James 1A servant, &c. It is to be observed that James does not style himself an apostle. This circumstance has been adduced as an argument to show that the author of the Epistle was not one of the twelve; it cannot, however, be considered an argument of very great weight.—The twelve tribes. There were but two tribes of the children of Israel now remaining. Ten had been carried into captivity, whence they never returned. The Jews were, however, accustomed to retain the original phraseology in designating their nation. For another example of this usage, see Acts 26:7. Though this expression would seem to include the Jews generally, yet the Epistle is evidently intended for those only who had embraced Christianity.—Scattered abroad; from Jerusalem. This letter may have been addressed to the disciples who were scattered abroad after the death of Stephen, (Acts 8:1,) and before the preaching of the gospel was extended to the Gentiles.
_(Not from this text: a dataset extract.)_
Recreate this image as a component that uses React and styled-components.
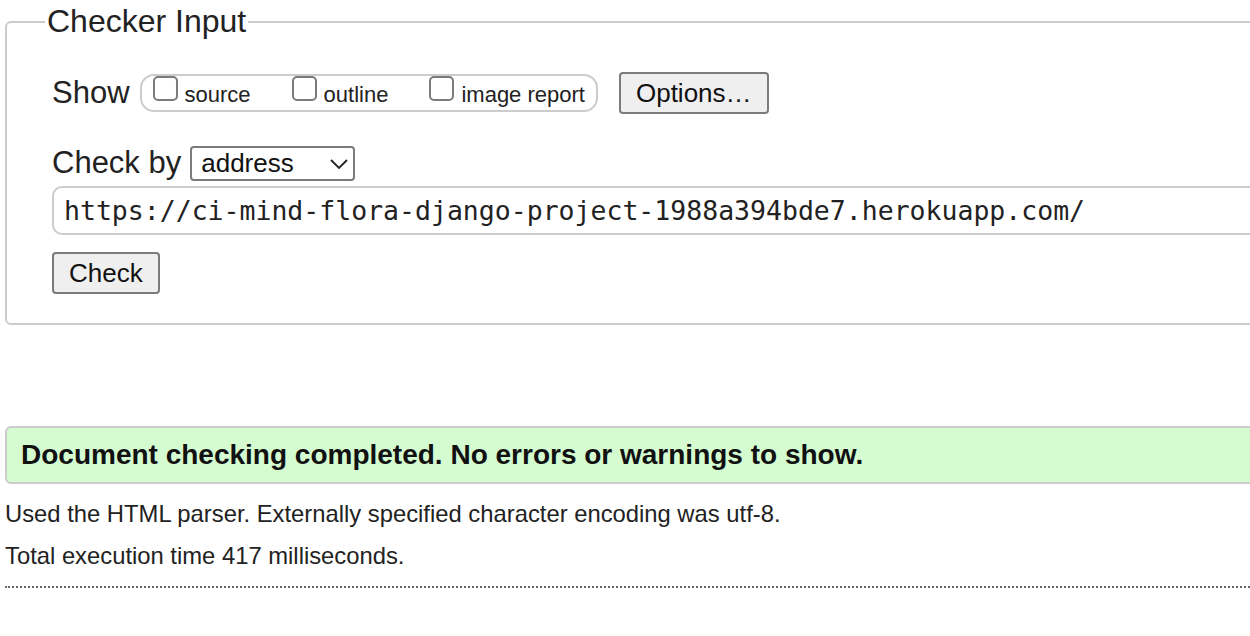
import React from "react";
import styled, { createGlobalStyle } from "styled-components";

const GlobalStyle = createGlobalStyle`
  html, body {
    margin: 0;
    padding: 0;
    overflow: hidden;
    background: #fff;
  }
  body {
    font-family: "Liberation Sans", Arial, Helvetica, sans-serif;
    color: #222;
  }
`;

const Page = styled.div`
  width: 1300px;
  padding: 3px 0 0 5px;
`;

const Fieldset = styled.fieldset`
  margin: 0;
  padding: 0 38px 29px;
  border: 2px solid #ccc;
  border-radius: 6px;
  display: flex;
  flex-direction: column;
  align-items: flex-start;
`;

const Legend = styled.legend`
  font-size: 32px;
  line-height: 37px;
  padding: 0 2px;
  color: #222;
`;

const Row = styled.div`
  display: flex;
  align-items: center;
  margin-top: ${(p) => p.$top}px;
  padding-left: 7px;
  width: 100%;
  box-sizing: border-box;
`;

const Label = styled.span`
  font-size: 31px;
  line-height: 36px;
  color: #222;
  margin-right: ${(p) => p.$gap}px;
`;

const ShowGroup = styled.div`
  display: flex;
  align-items: flex-start;
  gap: 41px;
  height: 38px;
  box-sizing: border-box;
  padding: 0 11px;
  border: 2px solid #ccc;
  border-radius: 14px;
`;

const CheckItem = styled.label`
  display: flex;
  align-items: flex-start;
  gap: 7px;
`;

const Box = styled.input.attrs({ type: "checkbox" })`
  appearance: none;
  margin: 0;
  width: 25px;
  height: 25px;
  box-sizing: border-box;
  border: 2px solid #7b7b7b;
  border-radius: 5px;
  background: #fff;
`;

const CheckText = styled.span`
  font-size: 22px;
  line-height: 25px;
  margin-top: 6px;
  color: #222;
`;

const Button = styled.button`
  font-family: "Liberation Sans", Arial, Helvetica, sans-serif;
  font-size: 26px;
  color: #111;
  height: 42px;
  padding: 0 ${(p) => p.$pad}px;
  margin-left: ${(p) => p.$left || 0}px;
  background: #efefef;
  border: 2px solid #7b7b7b;
  border-radius: 4px;
`;

const SelectWrap = styled.div`
  position: relative;
  width: 165px;
  height: 35px;
`;

const Select = styled.select`
  appearance: none;
  width: 100%;
  height: 100%;
  box-sizing: border-box;
  margin: 0;
  padding: 0 0 0 9px;
  font-family: "Liberation Sans", Arial, Helvetica, sans-serif;
  font-size: 26px;
  color: #111;
  background: #fff;
  border: 2px solid #7b7b7b;
  border-radius: 4px;
`;

const Chevron = styled.svg`
  position: absolute;
  right: 6px;
  top: 12px;
  pointer-events: none;
`;

const UrlInput = styled.input`
  width: 100%;
  height: 49px;
  box-sizing: border-box;
  margin: 0;
  padding: 0 10px;
  font-family: "DejaVu Sans Mono", "Liberation Mono", monospace;
  font-size: 26.5px;
  color: #222;
  border: 2px solid #ccc;
  border-radius: 10px;
  outline: none;
`;

const Success = styled.div`
  margin-top: 101px;
  height: 58px;
  box-sizing: border-box;
  padding: 0 14px;
  display: flex;
  align-items: center;
  background: #d5fcd1;
  border: 2px solid #ccc;
  border-radius: 6px;
  font-size: 28px;
  font-weight: bold;
  color: #111;
`;

const Info = styled.p`
  margin: 0;
  font-size: 23.8px;
  line-height: 41.5px;
  color: #222;
`;

const Info1 = styled(Info)`
  margin-top: 9px;
`;

const Rule = styled.hr`
  margin: 10px 0 0;
  border: 0;
  border-bottom: 2px dotted #666;
  height: 0;
`;

const checks = ["source", "outline", "image report"];

export default function App() {
  return (
    <>
      <GlobalStyle />
      <Page>
        <Fieldset>
          <Legend>Checker Input</Legend>
          <Row $top={32}>
            <Label $gap={10}>Show</Label>
            <ShowGroup>
              {checks.map((c) => (
                <CheckItem key={c}>
                  <Box />
                  <CheckText>{c}</CheckText>
                </CheckItem>
              ))}
            </ShowGroup>
            <Button $pad={15} $left={21}>
              Options…
            </Button>
          </Row>
          <Row $top={31}>
            <Label $gap={9}>Check by</Label>
            <SelectWrap>
              <Select defaultValue="address">
                <option value="address">address</option>
                <option value="file">file upload</option>
                <option value="text">text input</option>
              </Select>
              <Chevron width="20" height="12" viewBox="0 0 20 12">
                <path
                  d="M2 2 L10 10 L18 2"
                  fill="none"
                  stroke="#222"
                  strokeWidth="1.8"
                />
              </Chevron>
            </SelectWrap>
          </Row>
          <Row $top={5}>
            <UrlInput
              readOnly
              value="https://ci-mind-flora-django-project-1988a394bde7.herokuapp.com/"
            />
          </Row>
          <Row $top={17}>
            <Button $pad={15}>Check</Button>
          </Row>
        </Fieldset>
        <Success>
          Document checking completed. No errors or warnings to show.
        </Success>
        <Info1>
          Used the HTML parser. Externally specified character encoding was
          utf-8.
        </Info1>
        <Info>Total execution time 417 milliseconds.</Info>
        <Rule />
      </Page>
    </>
  );
}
This supposition is confirmed by the fact that no allusion is made in the Epistle to Gentile converts, or to any of those questions which agitated the church every where, after Gentile converts came in.
Temptations; trials; that is, the privations, suffering, and poverty, which they were called upon to endure.
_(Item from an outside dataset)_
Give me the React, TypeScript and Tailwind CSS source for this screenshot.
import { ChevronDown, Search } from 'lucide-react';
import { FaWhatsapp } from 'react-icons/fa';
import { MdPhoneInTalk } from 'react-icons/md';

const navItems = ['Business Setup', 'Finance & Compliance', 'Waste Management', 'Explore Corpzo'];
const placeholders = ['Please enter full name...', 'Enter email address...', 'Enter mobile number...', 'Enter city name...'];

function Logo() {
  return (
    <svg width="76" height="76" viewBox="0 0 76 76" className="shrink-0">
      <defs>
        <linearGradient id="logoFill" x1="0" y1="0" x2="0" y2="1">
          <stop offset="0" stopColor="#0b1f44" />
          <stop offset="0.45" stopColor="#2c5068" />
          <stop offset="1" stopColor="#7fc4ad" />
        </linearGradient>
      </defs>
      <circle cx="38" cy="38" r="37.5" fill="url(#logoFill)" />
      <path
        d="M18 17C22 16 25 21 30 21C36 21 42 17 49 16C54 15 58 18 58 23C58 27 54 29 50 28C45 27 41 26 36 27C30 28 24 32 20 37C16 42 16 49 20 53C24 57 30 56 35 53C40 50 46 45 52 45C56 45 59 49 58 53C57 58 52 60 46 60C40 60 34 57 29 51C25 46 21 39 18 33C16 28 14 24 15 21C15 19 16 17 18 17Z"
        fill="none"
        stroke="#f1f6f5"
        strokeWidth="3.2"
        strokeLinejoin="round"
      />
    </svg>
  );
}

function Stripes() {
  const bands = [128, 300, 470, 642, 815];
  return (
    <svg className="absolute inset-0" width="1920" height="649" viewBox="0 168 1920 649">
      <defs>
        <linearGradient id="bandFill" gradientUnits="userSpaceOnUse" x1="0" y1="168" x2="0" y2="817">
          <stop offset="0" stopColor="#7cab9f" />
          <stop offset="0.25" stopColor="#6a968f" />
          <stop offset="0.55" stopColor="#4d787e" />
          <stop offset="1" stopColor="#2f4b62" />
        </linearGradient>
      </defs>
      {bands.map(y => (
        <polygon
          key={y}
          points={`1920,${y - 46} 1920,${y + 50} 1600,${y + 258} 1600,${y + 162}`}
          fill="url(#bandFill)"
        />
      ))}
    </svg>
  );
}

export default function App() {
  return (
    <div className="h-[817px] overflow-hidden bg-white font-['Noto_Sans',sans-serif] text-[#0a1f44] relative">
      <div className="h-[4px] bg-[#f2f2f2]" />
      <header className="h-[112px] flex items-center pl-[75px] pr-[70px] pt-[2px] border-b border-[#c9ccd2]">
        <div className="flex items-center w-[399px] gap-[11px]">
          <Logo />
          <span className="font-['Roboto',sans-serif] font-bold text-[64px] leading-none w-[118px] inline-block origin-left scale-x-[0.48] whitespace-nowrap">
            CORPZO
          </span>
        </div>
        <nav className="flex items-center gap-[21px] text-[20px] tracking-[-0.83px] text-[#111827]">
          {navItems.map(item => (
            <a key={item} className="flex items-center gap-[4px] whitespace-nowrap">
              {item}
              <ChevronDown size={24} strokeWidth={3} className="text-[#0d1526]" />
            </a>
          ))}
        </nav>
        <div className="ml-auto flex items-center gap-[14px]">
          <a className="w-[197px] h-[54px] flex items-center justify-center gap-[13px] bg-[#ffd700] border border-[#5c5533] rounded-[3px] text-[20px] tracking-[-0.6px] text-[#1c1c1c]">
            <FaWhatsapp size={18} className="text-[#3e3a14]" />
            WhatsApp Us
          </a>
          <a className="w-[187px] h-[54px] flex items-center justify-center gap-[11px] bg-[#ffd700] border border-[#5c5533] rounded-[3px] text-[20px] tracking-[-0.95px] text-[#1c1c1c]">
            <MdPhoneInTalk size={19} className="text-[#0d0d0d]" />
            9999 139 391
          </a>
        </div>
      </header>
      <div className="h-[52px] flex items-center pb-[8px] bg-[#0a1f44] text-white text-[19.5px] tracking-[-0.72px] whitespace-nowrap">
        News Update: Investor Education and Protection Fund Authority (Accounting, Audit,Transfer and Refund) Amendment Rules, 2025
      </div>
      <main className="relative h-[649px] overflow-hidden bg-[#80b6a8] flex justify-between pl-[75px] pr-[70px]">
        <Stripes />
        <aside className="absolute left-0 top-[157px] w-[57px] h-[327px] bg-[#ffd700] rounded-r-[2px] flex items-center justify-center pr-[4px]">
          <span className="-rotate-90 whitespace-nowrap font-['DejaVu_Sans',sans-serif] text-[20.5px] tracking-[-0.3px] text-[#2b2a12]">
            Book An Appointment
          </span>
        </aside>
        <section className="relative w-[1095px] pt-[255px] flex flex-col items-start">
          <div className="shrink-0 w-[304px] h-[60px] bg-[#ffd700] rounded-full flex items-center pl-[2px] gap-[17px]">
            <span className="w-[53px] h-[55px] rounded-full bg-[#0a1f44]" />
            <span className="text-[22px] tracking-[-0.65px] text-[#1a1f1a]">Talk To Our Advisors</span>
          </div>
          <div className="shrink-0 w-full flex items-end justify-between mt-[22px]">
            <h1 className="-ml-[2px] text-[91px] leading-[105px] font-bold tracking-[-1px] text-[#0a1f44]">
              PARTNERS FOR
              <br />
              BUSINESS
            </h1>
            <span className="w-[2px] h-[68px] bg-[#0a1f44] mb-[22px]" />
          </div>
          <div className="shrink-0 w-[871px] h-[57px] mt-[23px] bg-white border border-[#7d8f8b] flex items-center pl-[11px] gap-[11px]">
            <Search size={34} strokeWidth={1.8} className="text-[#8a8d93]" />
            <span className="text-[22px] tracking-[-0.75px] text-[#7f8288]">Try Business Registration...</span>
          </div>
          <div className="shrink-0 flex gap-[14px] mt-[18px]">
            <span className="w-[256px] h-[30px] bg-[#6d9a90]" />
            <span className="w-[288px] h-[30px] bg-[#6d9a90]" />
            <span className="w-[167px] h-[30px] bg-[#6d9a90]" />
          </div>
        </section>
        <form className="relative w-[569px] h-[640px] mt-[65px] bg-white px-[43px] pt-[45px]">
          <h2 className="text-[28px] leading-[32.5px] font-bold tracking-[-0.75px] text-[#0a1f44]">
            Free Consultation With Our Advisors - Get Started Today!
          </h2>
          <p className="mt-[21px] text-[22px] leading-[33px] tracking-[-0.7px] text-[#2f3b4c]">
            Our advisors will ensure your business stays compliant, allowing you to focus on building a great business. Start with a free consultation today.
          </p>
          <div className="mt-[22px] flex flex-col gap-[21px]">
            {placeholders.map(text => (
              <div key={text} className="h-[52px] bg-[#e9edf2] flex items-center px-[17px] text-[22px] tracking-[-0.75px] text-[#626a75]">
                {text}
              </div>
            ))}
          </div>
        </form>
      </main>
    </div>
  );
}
Wisdom, direction and guidance in the trying circumstances in which they were placed.—Upbraideth not; does not send the suppliant away with reproaches.
In faith; with confidence in the goodness and mercy of God.—He that wavereth; vibrating between faith in divine protection, and anxious distrust.—Like a wave of the sea; never at rest.
A double-minded man; that is, a man having his mind distracted between the alternate feelings of faith and distrust.
Exalted; in his privileges and hopes as a Christian.
Made low; made penitent and lowly in mind by divine grace.
Fade away in his ways; pass away from his position of worldly greatness and elevation. The meaning is, that, since his wealth, with all that pertains to it, is so fleeting and transitory, he should not dwell upon the possession of it with feelings of satisfaction and pride, but rejoice only in the possession of the humble and lowly graces of the Christian spirit.
When he is tried; after his trials are over.
Do not err; in supposing that you can shield yourselves from responsibility for sin, by pleading the power of outward temptations.
Begat he us; as his spiritual children. That is, he formed in us, by his own power, that new temper of mind which characterizes his children.
Swift to hear, slow to speak; always ready to learn, but slow to offer reproofs or instructions to others.
Looketh into; that is, earnestly and intently.—The perfect law of liberty; the gospel; so designated because it releases the soul from the bondage of sin.—The work; the duties which the gospel enjoins.—In his deed; in his doing; that is, his doing of the work referred to above.
His tongue, &c. The meaning is, that, unless a man's outward conduct is in accordance with the requirements of Christ, his pretences to inward piety are vain. If even the tongue is uncontrolled, it reveals the falseness and hollowness of his professions of sanctity.
Pure religion, &c.; that is, true religion consists not in rites and forms, not in opinions, not in outward zeal,—but in the right moral and spiritual condition of the heart. Its end and aim is to substitute in the soul principles of heartfelt benevolence and moral purity, instead of the selfishness and corruption which naturally reign there. The various truths of the gospel reveal the way and the means by which this is to be done.